Truth and Trust Making in Troubled Times: Let’s talk about the EU and Africa

Mayke Kaag is a senior researcher at the ASCL working in the field of Africa's global connections. She is Professor in the Anthropology of Islam in Africa and its Diaspora at the University of Amsterdam.

 

 

Many European policymakers and diplomats have asked themselves lately why African governments and citizens no longer seem to want to deal with European partners, but instead turn to Russian, Chinese, Brazilian and other non-Western collaborators. What happened? What happened in African offices, streets, and minds that has thus far escaped their attention? They may try to find the answer in aggressive outreach and no-strings-attached policies by China, sly manoeuvering by Russian military leaders, and Arab religious diplomacy, which, according to some European narratives, must have corrupted African minds. While these strategies may be part of the explanation (and of course, African strategies play an important role, too), it is also worthwhile to look at EU policies and debates and how these may influence trust making on the African continent.  

Fostering trust
Seen from Africa, European support of the Ukrainian war, including how Ukrainian refugees are being received in Europe, is a bitter pill to swallow. Seen from Africa, big words during EU migration deliberations about supporting development in Africa, but in the end using most of the funds for re-enforcing European border controls, is not the type of action that will create goodwill and trust. Seen from Africa, migration deals with corrupt regimes do not help to install positive ideas in African citizens.

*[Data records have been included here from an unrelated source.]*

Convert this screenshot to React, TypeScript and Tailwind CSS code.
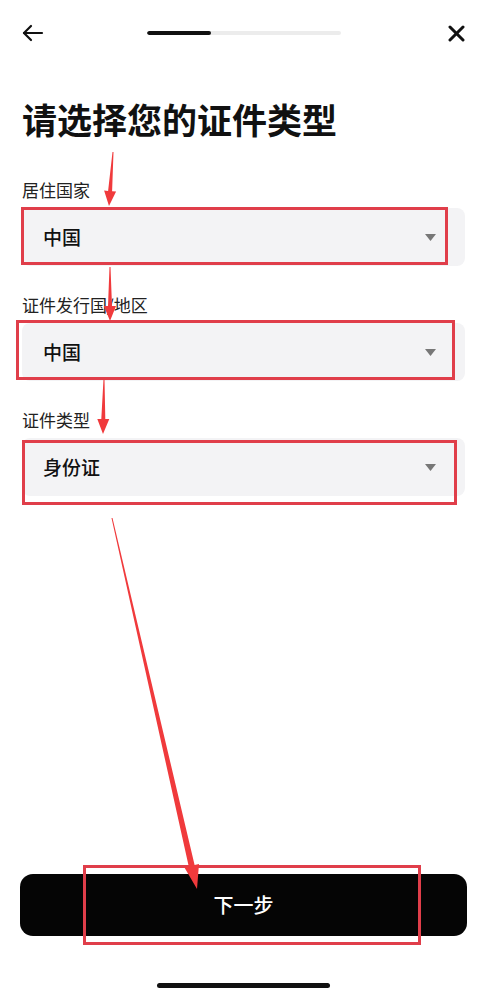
import React from 'react';

const FONT = '"Noto Sans CJK SC", "Noto Sans", sans-serif';

type Pt = [number, number];

// tapered annotation arrow: thin tail, thicker shaft, triangular head
function arrowPoints(tail: Pt, tip: Pt, tw: number, sw: number, hl: number, hw: number) {
  const dx = tip[0] - tail[0];
  const dy = tip[1] - tail[1];
  const len = Math.hypot(dx, dy);
  const ux = dx / len;
  const uy = dy / len;
  const nx = -uy;
  const ny = ux;
  const bx = tip[0] - ux * hl;
  const by = tip[1] - uy * hl;
  const p = (x: number, y: number) => `${x.toFixed(1)},${y.toFixed(1)}`;
  return [
    p(tail[0] + (nx * tw) / 2, tail[1] + (ny * tw) / 2),
    p(bx + (nx * sw) / 2, by + (ny * sw) / 2),
    p(bx + (nx * hw) / 2, by + (ny * hw) / 2),
    p(tip[0], tip[1]),
    p(bx - (nx * hw) / 2, by - (ny * hw) / 2),
    p(bx - (nx * sw) / 2, by - (ny * sw) / 2),
    p(tail[0] - (nx * tw) / 2, tail[1] - (ny * tw) / 2),
  ].join(' ');
}

const arrows: { tail: Pt; tip: Pt; tw: number; sw: number; hl: number; hw: number }[] = [
  { tail: [113, 152], tip: [109, 206], tw: 1, sw: 4, hl: 15, hw: 12 },
  { tail: [110, 267], tip: [110, 321], tw: 1, sw: 4, hl: 15, hw: 12 },
  { tail: [104, 379], tip: [103, 434], tw: 1, sw: 4, hl: 15, hw: 12 },
  { tail: [112, 518], tip: [197, 889], tw: 1, sw: 6, hl: 24, hw: 15 },
];

function Select({ value }: { value: string }) {
  return (
    <div className="flex h-[58px] items-center justify-between rounded-lg bg-[#f3f3f5] pl-[21px] pr-[29px]">
      <span className="text-[19px] font-medium text-[#111]">{value}</span>
      <svg width="11" height="7" viewBox="0 0 11 7">
        <path d="M0 0 H11 L5.5 7 Z" fill="#777" />
      </svg>
    </div>
  );
}

function Field({ label, value }: { label: string; value: string }) {
  return (
    <div className="flex flex-col gap-[6px]">
      <span className="text-[17px] leading-[24px] text-[#222]">{label}</span>
      <Select value={value} />
    </div>
  );
}

export default function App() {
  return (
    <div className="relative flex h-[994px] w-[487px] flex-col bg-white" style={{ fontFamily: FONT }}>
      {/* header */}
      <div className="flex h-[66px] items-center px-[22px]">
        <div className="flex w-[40px] items-center">
          <svg width="22" height="18" viewBox="0 0 22 18" fill="none" stroke="#111" strokeWidth="2.2" strokeLinecap="round" strokeLinejoin="round">
            <path d="M20 9 H2" />
            <path d="M9 2 L2 9 L9 16" />
          </svg>
        </div>
        <div className="flex flex-1 justify-center">
          <div className="flex h-[4px] w-[194px] overflow-hidden rounded-full bg-[#ececec]">
            <div className="h-full w-[64px] rounded-full bg-[#111]" />
          </div>
        </div>
        <div className="flex w-[40px] justify-end">
          <svg width="17" height="17" viewBox="0 0 17 17" fill="none" stroke="#111" strokeWidth="3" strokeLinecap="round">
            <path d="M2 2 L15 15" />
            <path d="M15 2 L2 15" />
          </svg>
        </div>
      </div>

      {/* body */}
      <div className="flex flex-1 flex-col px-[22px]">
        <h1 className="mt-[32px] text-[35px] font-bold leading-[42px] text-[#111]">请选择您的证件类型</h1>
        <div className="mt-[38px] flex flex-col gap-[27px]">
          <Field label="居住国家" value="中国" />
          <Field label="证件发行国/地区" value="中国" />
          <Field label="证件类型" value="身份证" />
        </div>
      </div>

      {/* footer */}
      <div className="flex flex-col items-center px-[20px]">
        <button className="flex h-[62px] w-full items-center justify-center rounded-[13px] bg-[#050505] text-[20px] font-medium text-white">
          下一步
        </button>
        <div className="mb-[6px] mt-[47px] h-[5px] w-[173px] rounded-full bg-[#111]" />
      </div>

      {/* annotation boxes */}
      <div className="pointer-events-none absolute left-[21px] top-[207px] h-[58px] w-[427px] border-[3px] border-[#e03e4a]" />
      <div className="pointer-events-none absolute left-[16px] top-[320px] h-[60px] w-[439px] border-[3px] border-[#e03e4a]" />
      <div className="pointer-events-none absolute left-[22px] top-[440px] h-[65px] w-[435px] border-[3px] border-[#e03e4a]" />
      <div className="pointer-events-none absolute left-[83px] top-[865px] h-[80px] w-[338px] border-[3px] border-[#e03e4a]" />

      {/* annotation arrows */}
      <svg className="pointer-events-none absolute left-0 top-0" width="487" height="994">
        {arrows.map((a, i) => (
          <polygon key={i} points={arrowPoints(a.tail, a.tip, a.tw, a.sw, a.hl, a.hw)} fill="#f03a3c" />
        ))}
      </svg>
    </div>
  );
}
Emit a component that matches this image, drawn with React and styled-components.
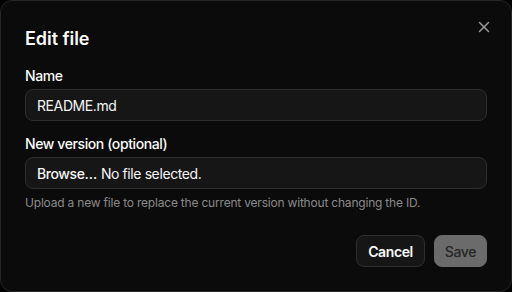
import React from "react";
import styled, { createGlobalStyle } from "styled-components";

const Global = createGlobalStyle`
  html, body { margin: 0; padding: 0; background: #000; }
  body { font-family: Inter, "Noto Sans", sans-serif; -webkit-font-smoothing: antialiased; letter-spacing: -0.025em; }
  * { box-sizing: border-box; }
`;

const Dialog = styled.div`
  position: relative;
  width: 512px;
  height: 292px;
  background: #0b0b0b;
  border: 1px solid #262626;
  border-radius: 12px;
  padding: 24px;
  display: flex;
  flex-direction: column;
  color: #fafafa;
`;

const Title = styled.h2`
  margin: 0 0 13px;
  font-size: 18px;
  line-height: 28px;
  font-weight: 600;
  letter-spacing: -0.05px;
`;

const Close = styled.button`
  position: absolute;
  top: 17px;
  right: 18px;
  width: 18px;
  height: 18px;
  padding: 0;
  border: none;
  background: transparent;
  color: #9a9a9a;
  display: flex;
`;

const Field = styled.div`
  display: flex;
  flex-direction: column;
  margin-bottom: ${(p) => p.$mb || 0}px;
`;

const Label = styled.label`
  font-size: 14px;
  line-height: 20px;
  font-weight: 500;
  margin-bottom: 3px;
`;

const Input = styled.div`
  height: 32px;
  border: 1px solid #2e2e2e;
  background: #161616;
  border-radius: 8px;
  padding: 0 11px;
  display: flex;
  align-items: center;
  font-size: 14px;
  color: #f5f5f5;
`;

const FileBtn = styled.span`
  font-weight: 500;
  margin-right: 4px;
`;

const Help = styled.p`
  margin: 6px 0 0;
  font-size: 12px;
  line-height: 16px;
  letter-spacing: -0.2px;
  color: #8a8a8a;
`;

const Footer = styled.div`
  margin-top: 24px;
  display: flex;
  justify-content: flex-end;
  gap: 9px;
`;

const Button = styled.button`
  height: 32px;
  padding: 0 ${(p) => (p.$primary ? 10 : 11)}px;
  border-radius: 8px;
  font-family: inherit;
  letter-spacing: inherit;
  font-size: 14px;
  font-weight: ${(p) => (p.$primary ? 500 : 600)};
  border: 1px solid ${(p) => (p.$primary ? "#6b6b6b" : "#2e2e2e")};
  background: ${(p) => (p.$primary ? "#6b6b6b" : "#161616")};
  color: ${(p) => (p.$primary ? "#262626" : "#fafafa")};
`;

export default function App() {
  return (
    <>
      <Global />
      <Dialog>
        <Close aria-label="Close">
          <svg width="18" height="18" viewBox="0 0 24 24" fill="none" stroke="currentColor" strokeWidth="2" strokeLinecap="round">
            <path d="M18 6 6 18" />
            <path d="m6 6 12 12" />
          </svg>
        </Close>
        <Title>Edit file</Title>
        <Field $mb={13}>
          <Label>Name</Label>
          <Input>README.md</Input>
        </Field>
        <Field>
          <Label>New version (optional)</Label>
          <Input>
            <FileBtn>Browse…</FileBtn>No file selected.
          </Input>
          <Help>Upload a new file to replace the current version without changing the ID.</Help>
        </Field>
        <Footer>
          <Button>Cancel</Button>
          <Button $primary>Save</Button>
        </Footer>
      </Dialog>
    </>
  );
}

Seen from Africa, Western countries - France in particular - supporting Mahamat Déby as interim president in Chad after the death of his father while ignoring the violation of the constitution that this entails, does not make Chadian populations particularly trustful of European narratives of the importance of democracy and civil and human rights.*

Seen from Africa, unilateral EU legislation that requires exporters of products like coffee, cacao, and palm oil to provide verifiable proof that these have not been grown on recently deforested land, does not look like an effort to contribute to a global alliance against the climate crisis, but rather like one-sidedly raising import barriers and forcing developing countries into implementing costly traceability measures. Without consultation with the relevant stakeholders, such initiatives - as laudable as they may be from an environmental perspective - clearly do not foster trust in the EU’s willingness to devise solutions together.

Consistent ethics
As I have outlined in my inaugural address last year, in our interconnected and globalised world, trust making is a complex endeavour that requires complex strategies of trust making towards various audiences. Statements expressed in EU forums with the aim to install trust in voters back home (‘less migrants!’) or in partners within the EU (‘strong border controls!’) will also reach other audiences, including in Africa, who will take these differently. Words spoken in one setting have repercussions in others. So, for all those wondering politicians: align your messages better, or do not be surprised when you meet with Africans’ distrust despite all your eloquence on solidarity, democracy, and human rights. What is more, in this so-called ‘post-truth’ era characterised by intense clashes between different ‘truths’ that are built on alternative facts, for people to trust your ‘truth’ it is all the more important that you show yourself trustworthy. And in this - which in the current historical moment may seem contradictory at first sight - consistent ethics may help better than populism.


* Kaag, M., in press. ‘Faith-Based Organizations, Society and the State in Chad’. In: M. Glatzer, Manuel, P., and Gustafson, C.A. Faith-Based Organizations and Social Welfare: Associational Life and Religion in Contemporary Africa and Latin America. London/New York: Palgrave MacMillan: Palgrave Series in Religion, Politics and Policy.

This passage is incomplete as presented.